Academic journal article Refuge

Resettlement's Renaissance: A Cautionary Advocacy

Academic journal article Refuge

Resettlement's Renaissance: A Cautionary Advocacy

Article excerpt


Arising out of UNHCR's Global Consultations was a renewed emphasis on the role of resettlement as a protection tool, durable solution, and burden-sharing mechanism. Resettlement is a useful instrument for all three reasons enumerated by UNHCR. Its malleability, however, also makes it prone to manipulation. It can be, and has been, used by states to obfuscate an unwillingness to meet their international legal obligations through a replacement of refugee protection by migrant selection.
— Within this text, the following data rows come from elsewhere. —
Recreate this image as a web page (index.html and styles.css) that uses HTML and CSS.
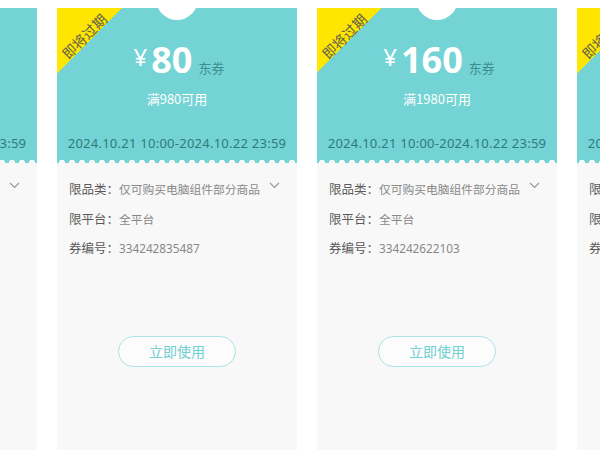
FILE: index.html
```html
<!DOCTYPE html>
<html lang="zh">
<head>
<meta charset="utf-8">
<link rel="stylesheet" href="styles.css">
</head>
<body>
<div class="strip">
  <div class="card">
    <div class="top">
      <div class="notch"></div>
      <div class="price"><span class="yen">¥</span><span class="amount">80</span><span class="unit">东券</span></div>
      <div class="cond">满980可用</div>
      <div class="date">2024.10.21 10:00-2024.10.22 23:59</div>
    </div>
    <div class="body">
      <div class="row"><span class="label">限品类：</span><span class="value">仅可购买电脑组件部分商品</span><svg class="chev" width="11" height="7" viewBox="0 0 11 7"><path d="M1 1l4.5 4.5L10 1" fill="none" stroke="#999" stroke-width="1.2"/></svg></div>
      <div class="row"><span class="label">限平台：</span><span class="value">全平台</span></div>
      <div class="row"><span class="label">券编号：</span><span class="value">334242835487</span></div>
      <div class="btn-wrap"><button class="btn">立即使用</button></div>
    </div>
  </div>
  <div class="card">
    <div class="top">
      <div class="notch"></div>
      <div class="ribbon"><span>即将过期</span></div>
      <div class="price"><span class="yen">¥</span><span class="amount">80</span><span class="unit">东券</span></div>
      <div class="cond">满980可用</div>
      <div class="date">2024.10.21 10:00-2024.10.22 23:59</div>
    </div>
    <div class="body">
      <div class="row"><span class="label">限品类：</span><span class="value">仅可购买电脑组件部分商品</span><svg class="chev" width="11" height="7" viewBox="0 0 11 7"><path d="M1 1l4.5 4.5L10 1" fill="none" stroke="#999" stroke-width="1.2"/></svg></div>
      <div class="row"><span class="label">限平台：</span><span class="value">全平台</span></div>
      <div class="row"><span class="label">券编号：</span><span class="value">334242835487</span></div>
      <div class="btn-wrap"><button class="btn">立即使用</button></div>
    </div>
  </div>
  <div class="card">
    <div class="top">
      <div class="notch"></div>
      <div class="ribbon"><span>即将过期</span></div>
      <div class="price"><span class="yen">¥</span><span class="amount">160</span><span class="unit">东券</span></div>
      <div class="cond">满1980可用</div>
      <div class="date">2024.10.21 10:00-2024.10.22 23:59</div>
    </div>
    <div class="body">
      <div class="row"><span class="label">限品类：</span><span class="value">仅可购买电脑组件部分商品</span><svg class="chev" width="11" height="7" viewBox="0 0 11 7"><path d="M1 1l4.5 4.5L10 1" fill="none" stroke="#999" stroke-width="1.2"/></svg></div>
      <div class="row"><span class="label">限平台：</span><span class="value">全平台</span></div>
      <div class="row"><span class="label">券编号：</span><span class="value">334242622103</span></div>
      <div class="btn-wrap"><button class="btn">立即使用</button></div>
    </div>
  </div>
  <div class="card">
    <div class="top">
      <div class="notch"></div>
      <div class="ribbon"><span>即将过期</span></div>
      <div class="price"><span class="yen">¥</span><span class="amount">80</span><span class="unit">东券</span></div>
      <div class="cond">满980可用</div>
      <div class="date">2024.10.21 10:00-2024.10.22 23:59</div>
    </div>
    <div class="body">
      <div class="row"><span class="label">限品类：</span><span class="value">仅可购买电脑组件部分商品</span></div>
      <div class="row"><span class="label">限平台：</span><span class="value">全平台</span></div>
      <div class="row"><span class="label">券编号：</span><span class="value">334242835487</span></div>
      <div class="btn-wrap"><button class="btn">立即使用</button></div>
    </div>
  </div>
</div>
</body>
</html>
```

FILE: styles.css
```css
html, body {
  margin: 0;
  padding: 0;
  background: #fff;
  overflow: hidden;
  width: 600px;
  height: 450px;
}
body {
  font-family: "Noto Sans", "Noto Sans CJK SC", sans-serif;
}
.strip {
  display: flex;
  gap: 20px;
  margin-left: -203px;
  padding-top: 8px;
}
.card {
  width: 240px;
  flex-shrink: 0;
  height: 460px;
  background: #f8f8f8;
}
.top {
  position: relative;
  height: 155px;
  background: #74d3d4;
  overflow: hidden;
  display: flex;
  flex-direction: column;
  align-items: center;
}
.top::after {
  content: "";
  position: absolute;
  left: 0;
  right: 0;
  bottom: 0;
  height: 4px;
  background: radial-gradient(circle at 5px 4px, #f8f8f8 3px, transparent 3.5px) 0 0 / 10px 4px repeat-x;
}
.notch {
  position: absolute;
  width: 42px;
  height: 42px;
  border-radius: 50%;
  background: #fff;
  left: 99px;
  top: -30px;
}
.ribbon {
  position: absolute;
  left: 0;
  top: 0;
  width: 65px;
  height: 65px;
  background: linear-gradient(135deg, #ffe600 50%, transparent 50%);
}
.ribbon span {
  position: absolute;
  left: -3px;
  top: 20px;
  width: 60px;
  text-align: center;
  transform: rotate(-45deg);
  font-size: 14px;
  color: #626250;
  font-family: "Noto Sans CJK SC", sans-serif;
  line-height: 16px;
}
.price {
  display: flex;
  align-items: baseline;
  margin-top: 30px;
  margin-left: 4px;
  height: 44px;
  color: #fff;
}
.yen {
  font-size: 24px;
  align-self: flex-start;
  margin-top: 2px;
  margin-right: 4px;
  font-family: "Noto Sans", sans-serif;
}
.amount {
  font-family: "Open Sans", sans-serif;
  font-weight: 700;
  font-size: 36px;
  line-height: 44px;
}
.unit {
  font-size: 13px;
  color: #3b8e90;
  margin-left: 6px;
  font-family: "Noto Sans CJK SC", sans-serif;
}
.cond {
  color: #fff;
  font-size: 13px;
  margin-top: 8px;
  font-family: "Noto Sans CJK SC", sans-serif;
  line-height: 18px;
}
.date {
  margin-top: 26px;
  color: #2e7b7d;
  font-size: 13px;
  letter-spacing: 0.25px;
  line-height: 18px;
}
.body {
  padding: 11px 0 0 12px;
}
.row {
  display: flex;
  align-items: center;
  height: 29.5px;
  font-size: 11.75px;
  font-family: "Noto Sans CJK SC", sans-serif;
}
.row .value {
  font-family: "Noto Sans", "Noto Sans CJK SC", sans-serif;
}
.label { color: #5a5a5a; font-size: 12.5px; }
.value { color: #888; }
.chev { margin-left: 9px; margin-top: -6px; }
.btn-wrap {
  display: flex;
  justify-content: center;
  padding-right: 12px;
  margin-top: 73px;
}
.btn {
  width: 118px;
  height: 31px;
  border: 1px solid #a9e3e4;
  border-radius: 16px;
  background: #fcfcfc;
  color: #6fcfd1;
  font-size: 14px;
  font-family: "Noto Sans CJK SC", sans-serif;
  padding: 0;
}
```
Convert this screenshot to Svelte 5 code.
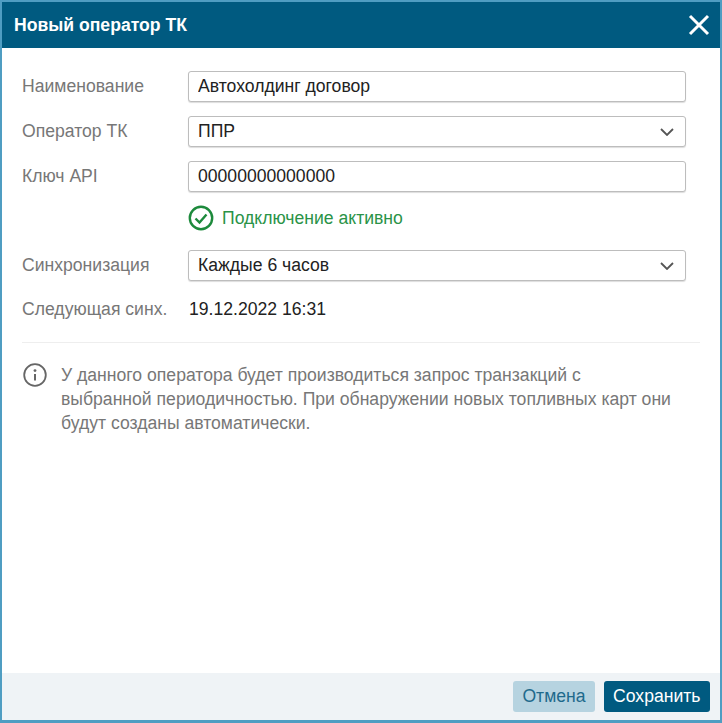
<script>
  let name = "Автохолдинг договор";
  let apiKey = "00000000000000";
</script>

<div class="dialog">
  <header class="head">
    <h1>Новый оператор ТК</h1>
    <button class="close" aria-label="Закрыть">
      <svg width="22" height="22" viewBox="0 0 22 22"><path d="M2 2 L20 20 M20 2 L2 20" stroke="#fff" stroke-width="3" fill="none" /></svg>
    </button>
  </header>

  <main class="body">
    <div class="form">
      <div class="row">
        <span class="label">Наименование</span>
        <input class="field" type="text" value={name} />
      </div>
      <div class="row">
        <span class="label">Оператор ТК</span>
        <div class="field select">
          ППР
          <svg width="14" height="8" viewBox="0 0 14 8"><path d="M1 1 L7 7 L13 1" stroke="#555" stroke-width="1.8" fill="none" /></svg>
        </div>
      </div>
      <div class="row">
        <span class="label">Ключ API</span>
        <input class="field" type="text" value={apiKey} />
      </div>
      <div class="status">
        <svg width="26" height="26" viewBox="0 0 26 26">
          <circle cx="13" cy="13" r="11.2" stroke="#1d8a3c" stroke-width="2.4" fill="none" />
          <path d="M7.5 13.5 L11.5 17.5 L18.5 9.5" stroke="#1d8a3c" stroke-width="2.4" fill="none" />
        </svg>
        <span>Подключение активно</span>
      </div>
      <div class="row">
        <span class="label">Синхронизация</span>
        <div class="field select">
          Каждые 6 часов
          <svg width="14" height="8" viewBox="0 0 14 8"><path d="M1 1 L7 7 L13 1" stroke="#555" stroke-width="1.8" fill="none" /></svg>
        </div>
      </div>
      <div class="row next">
        <span class="label">Следующая синх.</span>
        <span class="value">19.12.2022 16:31</span>
      </div>
    </div>

    <hr />

    <div class="info">
      <svg width="26" height="26" viewBox="0 0 26 26">
        <circle cx="13" cy="13" r="10.8" stroke="#666" stroke-width="1.8" fill="none" />
        <circle cx="13" cy="8.6" r="1.4" fill="#666" />
        <path d="M13 12 V18.5" stroke="#666" stroke-width="2" />
      </svg>
      <p>У данного оператора будет производиться запрос транзакций с выбранной периодичностью. При обнаружении новых топливных карт они будут созданы автоматически.</p>
    </div>
  </main>

  <footer class="foot">
    <button class="btn cancel">Отмена</button>
    <button class="btn save">Сохранить</button>
  </footer>
</div>

<style>
  :global(body) {
    margin: 0;
    background: #fff;
  }
  .dialog {
    box-sizing: border-box;
    width: 722px;
    height: 723px;
    display: flex;
    flex-direction: column;
    border: 2px solid #4f9dc2;
    border-bottom-width: 3px;
    font-family: "Liberation Sans", Arial, sans-serif;
    font-size: 17.6px;
    color: #222;
    background: #fff;
  }
  .head {
    height: 46px;
    flex: none;
    display: flex;
    align-items: center;
    justify-content: space-between;
    padding: 0 10px 0 12px;
    background: #005a80;
  }
  h1 {
    margin: 0;
    font-size: 17.6px;
    font-weight: bold;
    color: #fff;
  }
  .close {
    display: flex;
    padding: 0;
    border: none;
    background: none;
  }
  .body {
    flex: 1;
    padding: 23px 20px 0;
  }
  .form {
    display: flex;
    flex-direction: column;
    padding-right: 14px;
  }
  .row {
    display: grid;
    grid-template-columns: 166px 1fr;
    align-items: center;
    margin-bottom: 14px;
  }
  .label {
    color: #777;
  }
  .field {
    box-sizing: border-box;
    width: 100%;
    height: 31px;
    padding: 0 9px;
    border: 1px solid #bdbdbd;
    border-radius: 3px;
    background: #fff;
    font: inherit;
    color: #222;
    box-shadow: 0 1px 1px #ddd;
  }
  .select {
    display: flex;
    align-items: center;
    justify-content: space-between;
    padding-right: 11px;
  }
  .status {
    display: flex;
    align-items: center;
    gap: 8px;
    height: 26px;
    margin: -1px 0 19px 166px;
    color: #2a9347;
  }
  .next {
    margin: 0;
    height: 28px;
  }
  .value {
    color: #222;
    padding-left: 1px;
  }
  hr {
    margin: 19px 0 0;
    border: none;
    border-top: 1px solid #eee;
  }
  .info {
    display: flex;
    gap: 13px;
    margin-top: 17px;
    color: #777;
  }
  .info svg {
    flex: none;
    margin-top: 2px;
  }
  .info p {
    margin: 3px 0 0;
    width: 612px;
    line-height: 24px;
  }
  .foot {
    height: 47px;
    flex: none;
    display: flex;
    align-items: center;
    justify-content: flex-end;
    gap: 9px;
    padding: 0 10px;
    background: #eff3f6;
  }
  .btn {
    height: 31px;
    padding: 0 9px;
    border: none;
    border-radius: 3px;
    font: inherit;
  }
  .cancel {
    background: #b6d3e0;
    color: #1f6a8c;
  }
  .save {
    padding: 0 9.5px;
    background: #005a80;
    color: #fff;
  }
</style>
The argument is made here for why resettlement is a necessary component of refugee protection, particularly in the current period of securitization following the events of 11 September 2001. This is followed by a discussion of the dangers of the abusive use of resettlement to the overall refugee protection scheme. Models for more structured resettlement are examined with a view to understanding what reform is needed. In conclusion, recommendations for resettlement reform are provided.
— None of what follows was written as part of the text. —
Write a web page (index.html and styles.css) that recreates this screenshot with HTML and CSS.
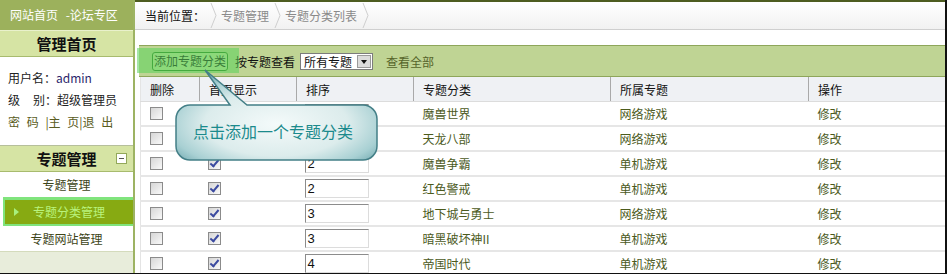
FILE: index.html
```html
<!DOCTYPE html>
<html lang="zh-CN">
<head>
  <meta charset="UTF-8" />
  <title>专题分类列表</title>
  <link rel="stylesheet" href="styles.css">
</head>
<body>
  <div class="frame">
    <div class="side">
      <div class="site">网站首页 -论坛专区</div>
      <div class="side-title">管理首页</div>
      <div class="user">
        <p>用户名：<span class="name">admin</span></p>
        <p>级<i class="sp"></i>别：超级管理员</p>
        <p class="links">密 码 |主 页|退 出</p>
      </div>
      <div class="side-title group">专题管理<span class="fold"></span></div>
      <ul class="menu">
        <li>专题管理</li>
        <li class="on">专题分类管理</li>
        <li>专题网站管理</li>
      </ul>
      <div class="side-foot"></div>
    </div>

    <div class="main">
      <div class="crumbs">
        <span class="here">当前位置：</span>
        <svg class="chev" width="7" height="27"><polyline points="1,1 6,13.5 1,26" fill="none" stroke="#cfcfcf" /></svg>
        <span>专题管理</span>
        <svg class="chev" width="7" height="27"><polyline points="1,1 6,13.5 1,26" fill="none" stroke="#cfcfcf" /></svg>
        <span>专题分类列表</span>
        <svg class="chev" width="7" height="27"><polyline points="1,1 6,13.5 1,26" fill="none" stroke="#cfcfcf" /></svg>
      </div>

      <div class="toolbar">
        <button class="add">添加专题分类</button>
        <span class="by">按专题查看</span>
        <span class="select">所有专题<span class="arrow"></span></span>
        <a class="all">查看全部</a>
      </div>

      <table class="list">
        <colgroup>
          <col style="width:59px"><col style="width:97px"><col style="width:117px">
          <col style="width:197px"><col style="width:198px"><col>
        </colgroup>
        <thead>
          <tr><th>删除</th><th>首页显示</th><th>排序</th><th>专题分类</th><th>所属专题</th><th>操作</th></tr>
        </thead>
        <tbody>
          <tr><td><span class="cb"></span></td><td><span class="cb on"></span></td><td><span class="num"></span></td><td>魔兽世界</td><td>网络游戏</td><td>修改</td></tr>
          <tr><td><span class="cb"></span></td><td><span class="cb on"></span></td><td><span class="num"></span></td><td>天龙八部</td><td>网络游戏</td><td>修改</td></tr>
          <tr><td><span class="cb"></span></td><td><span class="cb on"></span></td><td><span class="num">2</span></td><td>魔兽争霸</td><td>单机游戏</td><td>修改</td></tr>
          <tr><td><span class="cb"></span></td><td><span class="cb on"></span></td><td><span class="num">2</span></td><td>红色警戒</td><td>单机游戏</td><td>修改</td></tr>
          <tr><td><span class="cb"></span></td><td><span class="cb on"></span></td><td><span class="num">3</span></td><td>地下城与勇士</td><td>网络游戏</td><td>修改</td></tr>
          <tr><td><span class="cb"></span></td><td><span class="cb on"></span></td><td><span class="num">3</span></td><td>暗黑破坏神II</td><td>单机游戏</td><td>修改</td></tr>
          <tr><td><span class="cb"></span></td><td><span class="cb on"></span></td><td><span class="num">4</span></td><td>帝国时代</td><td>单机游戏</td><td>修改</td></tr>
        </tbody>
      </table>

      <!-- guide overlay -->
      <div class="spot"></div>
      <svg class="tip" width="204" height="94" viewBox="0 0 204 94">
        <defs>
          <radialGradient id="glass" cx="50%" cy="60%" r="65%">
            <stop offset="0%" stop-color="#f4fafa" />
            <stop offset="55%" stop-color="#dcecec" />
            <stop offset="82%" stop-color="#a8d0d3" />
            <stop offset="100%" stop-color="#6ea7ae" />
          </radialGradient>
        </defs>
        <path d="M15,37 H55 L30,2 L72,37 H188 A14,14 0 0 1 202,51 V78 A14,14 0 0 1 188,92 H15 A14,14 0 0 1 1,78 V51 A14,14 0 0 1 15,37 Z"
              fill="url(#glass)" stroke="#437f87" stroke-width="1.5" />
        <text x="98" y="70" text-anchor="middle">点击添加一个专题分类</text>
      </svg>
    </div>
  </div>
</body>
</html>
```

FILE: styles.css
```css
body {
  margin: 0;
  font-family: "Noto Sans CJK SC", "Liberation Sans", sans-serif;
  font-size: 12px;
  color: #222;
  background: #fff;
}

.frame {
  display: flex;
  width: 945px;
  height: 273px;
  border-right: 2px solid #111;
  border-bottom: 1px solid #111;
  overflow: hidden;
}

/* sidebar */
.side {
  width: 133px;
  flex-shrink: 0;
  border-right: 2px solid #9db363;
  display: flex;
  flex-direction: column;
}

.site {
  height: 30px;
  line-height: 30px;
  padding-left: 10px;
  background: #9cb15c;
  color: #fff;
  word-spacing: 5px;
}

.side-title {
  position: relative;
  height: 25px;
  line-height: 25px;
  background: #d6e4a4;
  border-top: 1px solid #e9f1cc;
  border-bottom: 1px solid #a8bb6e;
  text-align: center;
  font-size: 15px;
  font-weight: bold;
  color: #111;
}

.side-title.group { border-top-color: #b6bf9b; }

.fold {
  position: absolute;
  right: 6px;
  top: 7px;
  width: 9px;
  height: 9px;
  border: 1px solid #93a85a;
  background: #fff;
}

.fold::after {
  content: "";
  position: absolute;
  left: 2px;
  top: 4px;
  width: 5px;
  height: 1px;
  background: #555;
}

.user {
  height: 88px;
  box-sizing: border-box;
  padding: 10px 0 0 8px;
}

.user p {
  margin: 0;
  line-height: 22px;
}

.user .name { color: #2b1f6b; }

.sp {
  display: inline-block;
  width: 13px;
}

.user .links {
  color: #5a5c22;
  word-spacing: 4px;
}

.menu {
  list-style: none;
  margin: 0;
  padding: 0;
}

.menu li {
  height: 25px;
  line-height: 25px;
  text-align: center;
  color: #3d4418;
}

.menu li.on {
  position: relative;
  height: 24px;
  line-height: 24px;
  margin-left: 3px;
  border: 2px solid #80e47c;
  border-top-width: 3px;
  border-right: 0;
  background: #87aa12;
  color: #b9f37e;
}

.menu li.on::before {
  content: "";
  position: absolute;
  left: 9px;
  top: 8px;
  border-left: 5px solid #a8f07c;
  border-top: 4px solid transparent;
  border-bottom: 4px solid transparent;
}

.side-foot {
  flex: 1;
  background: #e8eddb;
  border-top: 1px solid #d4dbbc;
}

/* main */
.main {
  position: relative;
  flex: 1;
  border-top: 2px solid #4d5c20;
}

.crumbs {
  display: flex;
  align-items: center;
  height: 27px;
  padding-left: 10px;
  border-bottom: 1px solid #cfcfcf;
  background: linear-gradient(#fff, #f1f1f1);
  color: #8a8a8a;
}

.crumbs .here { color: #111; }

.chev { margin: 0 4px 0 5px; }

.toolbar {
  display: flex;
  align-items: center;
  height: 30px;
  margin: 15px 0 0 4px;
  padding-left: 13px;
  background: #bfd494;
  border-top: 1px solid #8ea65a;
  border-bottom: 1px solid #8ea65a;
}

.add {
  height: 19px;
  padding: 0 1px;
  border: 1px solid #2e7a20;
  border-radius: 3px;
  background: #c9e3a3;
  font: inherit;
  line-height: 16px;
  color: #111;
}

.by { margin-left: 7px; color: #111; }

.select {
  display: flex;
  align-items: center;
  height: 15px;
  width: 68px;
  margin-left: 5px;
  padding-left: 3px;
  border: 1px solid #7c7c7c;
  background: #fff;
  color: #111;
  line-height: 15px;
}

.arrow {
  position: relative;
  width: 14px;
  height: 13px;
  margin-left: auto;
  margin-right: 1px;
  background: #dcdcdc;
  border: 1px solid #9a9a9a;
  box-sizing: border-box;
}

.arrow::after {
  content: "";
  position: absolute;
  left: 3px;
  top: 4px;
  border-top: 4px solid #111;
  border-left: 3.5px solid transparent;
  border-right: 3.5px solid transparent;
}

.all {
  margin-left: 13px;
  color: #56642a;
}

.list {
  margin-left: 5px;
  width: 805px;
  table-layout: fixed;
  border-collapse: collapse;
  border-left: 1px solid #e4e4e4;
}

.list th {
  height: 24px;
  padding: 0 0 0 9px;
  background: #eff1f4;
  border-left: 1px solid #a9a9a9;
  border-bottom: 1px solid #dcdcdc;
  text-align: left;
  font-weight: normal;
  color: #111;
}

.list th:first-child { border-left: 0; }

.list td {
  height: 23px;
  padding: 0 0 0 9px;
  border-bottom: 2px solid #e6e6e6;
  color: #4b5a1c;
}

.cb {
  display: block;
  position: relative;
  width: 11px;
  height: 11px;
  border: 1px solid #8b8b8b;
  background: linear-gradient(135deg, #d6d6d6, #f9f9f9);
}

.list td:nth-child(2) .cb { margin-left: -1px; }

.cb.on::after {
  content: "";
  position: absolute;
  left: 3px;
  top: 0;
  width: 3px;
  height: 7px;
  border-right: 2px solid #3b4aa0;
  border-bottom: 2px solid #3b4aa0;
  transform: rotate(40deg);
}

.num {
  display: block;
  width: 60px;
  height: 17px;
  margin-left: -1px;
  padding-left: 2px;
  border: 1px solid #dcdcdc;
  border-top-color: #8c8c8c;
  border-left-color: #8c8c8c;
  font-family: "Liberation Sans", sans-serif;
  font-size: 13px;
  line-height: 17px;
  color: #111;
}

/* guide overlay */
.spot {
  position: absolute;
  left: 2px;
  top: 46px;
  width: 102px;
  height: 25px;
  background: rgba(90, 210, 90, 0.55);
}

.tip {
  position: absolute;
  left: 40px;
  top: 66px;
}

.tip text {
  font-family: "Noto Sans CJK SC", sans-serif;
  font-size: 16px;
  fill: #1b8a8c;
}
```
Suite aux Consultations mondiales du HCR, on a assiste un regain d'emphase sur la reinstallation comme instrument de protection, comme solution durable et comme meanisme de partage international de la charge. La reinstallation est un instrument utile pour chacune des trois raisons enumerees par le HCR. Cependant, sa malleabilite la rend aussi susceptible a la manipulation. Elle peut-et cela a deja ete le cas-etre utilisee par certains etats pour dissimuler leur reticence a honorer leurs engagements legaux internationaux en substituant la selection des migrants a la protection des refugies. L'article met de l'avant des arguments demontrant pourquoi la reinstallation est un element essentiel pour la protection

des refugies, en particulier en la presente periode de "securisation "suivant les evenements du 11 septembre 2001. Une discussion s'ensuit sur les dangers de l'utilisation abusive de la reinstallation au detriment du cadre global de protection des refugies. Pour conclure, des modeles de reinstallation plus structuree sont examines dans le but de determiner les reformes requises.
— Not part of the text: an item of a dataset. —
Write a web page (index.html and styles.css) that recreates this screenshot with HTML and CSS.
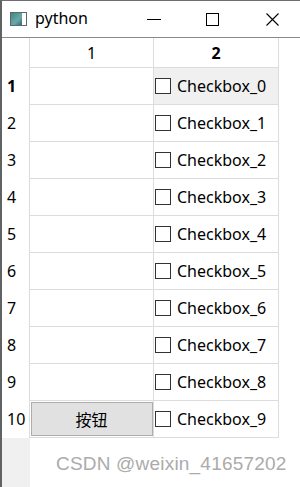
FILE: index.html
```html
<!DOCTYPE html>
<html lang="zh">
<head>
    <meta charset="UTF-8">
    <title>python</title>
    <link rel="stylesheet" href="styles.css">
</head>
<body>
<div class="window">
    <div class="titlebar">
        <span class="appicon"><span class="appicon-fill"></span></span>
        <span class="title">python</span>
        <span class="ctrl ctrl-min"><svg width="14" height="14" viewBox="0 0 14 14"><path d="M0 7.5H14" stroke="#000" stroke-width="1"/></svg></span>
        <span class="ctrl ctrl-max"><svg width="13" height="13" viewBox="0 0 13 13"><rect x="0.5" y="0.5" width="12" height="12" fill="none" stroke="#000"/></svg></span>
        <span class="ctrl ctrl-close"><svg width="13" height="13" viewBox="0 0 13 13"><path d="M0.5 0.5L12.5 12.5M12.5 0.5L0.5 12.5" stroke="#000" stroke-width="1.1"/></svg></span>
    </div>
    <div class="main">
        <div class="vhead-bg"></div>
        <table class="grid">
            <thead>
                <tr><th class="corner"></th><th>1</th><th class="cur">2</th></tr>
            </thead>
            <tbody id="rows"></tbody>
        </table>
        <div class="watermark">CSDN @weixin_41657202</div>
    </div>
</div>
<script>
    var rows = document.getElementById("rows");
    for (var i = 0; i < 10; i++) {
        var tr = document.createElement("tr");
        var first = i === 0 ? ' class="rh cur"' : ' class="rh"';
        var btn = i === 9 ? '<button class="btn">按钮</button>' : '';
        var sel = i === 0 ? ' sel' : '';
        tr.innerHTML = '<th' + first + '>' + (i + 1) + '</th>' +
            '<td class="c1">' + btn + '</td>' +
            '<td class="c2' + sel + '"><label class="cb"><span class="box"></span>Checkbox_' + i + '</label></td>';
        rows.appendChild(tr);
    }
</script>
</body>
</html>
```

FILE: styles.css
```css
html, body { margin: 0; padding: 0; background: #fff; }
body { font-family: "Noto Sans", "Noto Sans CJK SC", sans-serif; font-size: 16px; color: #000; }

.window { width: 300px; height: 487px; border-top: 1px solid #6d6d6d; border-left: 2px solid #5f6364; box-sizing: border-box; overflow: hidden; }

.titlebar { height: 36px; display: flex; align-items: center; border-bottom: 1px solid #8a8a8a; }
.appicon { width: 15px; height: 12px; margin-left: 8px; border: 1px solid #5a6a6a; background: #fff; display: flex; }
.appicon-fill { width: 11px; height: 100%; background: linear-gradient(135deg, #3e8a7c, #6aa8a8 60%, #2f6c78); }
.title { margin-left: 8px; font-size: 16px; font-family: "Noto Sans", sans-serif; position: relative; top: -1px; }
.ctrl { display: flex; }
.ctrl-min { margin-left: auto; margin-right: 45px; }
.ctrl-max { margin-right: 47px; }
.ctrl-close { margin-right: 21px; }

.main { position: relative; height: 449px; }
.vhead-bg { position: absolute; left: 0; top: 0; width: 28px; height: 100%; background: #f0f0f0; }

.grid { position: relative; border-collapse: collapse; table-layout: fixed; }
.grid th, .grid td { padding: 0; }
.grid thead th { height: 29px; font-weight: normal; text-align: center; border-left: 1px solid #dcdcdc; border-right: 1px solid #dcdcdc; background: #fff; }
.grid thead th.corner { width: 27px; border-left: none; border-right: 1px solid #dcdcdc; }
.grid thead th:nth-child(2) { width: 123px; }
.grid thead th:nth-child(3) { width: 124px; }
.grid thead th.cur { font-weight: bold; }

.grid tbody tr { height: 37px; }
.rh { background: #fff; font-weight: normal; text-align: left; padding-left: 5px !important; border-right: 1px solid #dcdcdc; }
.rh.cur { font-weight: bold; }
.grid td { border: 1px solid #dcdcdc; background: #fff; }
.grid td.sel { background: #f0f0f0; }

.cb { display: flex; align-items: center; gap: 6px; padding-left: 1px; }
.box { width: 14px; height: 14px; border: 1px solid #333; background: #fff; }

.c1 { position: relative; }
.btn { display: block; width: 122px; height: 34px; margin: 0 auto; font: inherit; background: #e1e1e1; border: 1px solid #adadad; color: #000; }

.watermark { position: absolute; left: 54px; top: 415px; font-family: "Liberation Sans", Arial, sans-serif; font-size: 19px; color: #ababab; text-shadow: 0 0 2px #fff, 0 0 1px #fff; letter-spacing: 0.2px; }
```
A refugee, by definition, is an individual who has fled his or her homeland on the basis of a well-founded fear of persecution on account of race, religion, nationality, membership in a particular social group, or political opinion.(1) While the refugee definition applies equally to all who are found to meet it, the protection attached to refugee status can differ greatly. Protection ranges from new citizenship to crowded camps. The determining factor is where refugee status is claimed. The Convention relating to the Status of Refugees (Refugee Convention) obliges signatory states to not refoule refugees who have arrived within the state's territory. (2) While signatory states grant refugee status and sometimes citizenship to the refugees who reach their shores, other states, often overwhelmed by refugees and determined to discourage further flows, have not signed the Refugee Convention.

In signatory states, refugee protection is conferred under domestic legislation once the state determines that an individual meets the refugee definition. In non-signatory states that lack similar refugee laws or status determination procedures, the United Nations High Commissioner for Refugees (UNHCR) may grant mandate refugee status under the Statute of the United Nations High Comrnissioner for Refugees. (3) UNHCR then seeks "durable solutions" for refugees. Durable solutions comprise local integration in the receiving country, voluntary repatriation to one's country of origin where the situation has changed so as to make this a possibility, or resettlement to another country. (4) Where neither local integration nor repatriation is possible, resettlement is the only option.

Resettlement requires a third country to be willing to accept refugees into its territory. While signatory states to the Refugee Convention have promised not to refoule asylum seekers at their borders, they have not committed to accept refugees for resettlement. …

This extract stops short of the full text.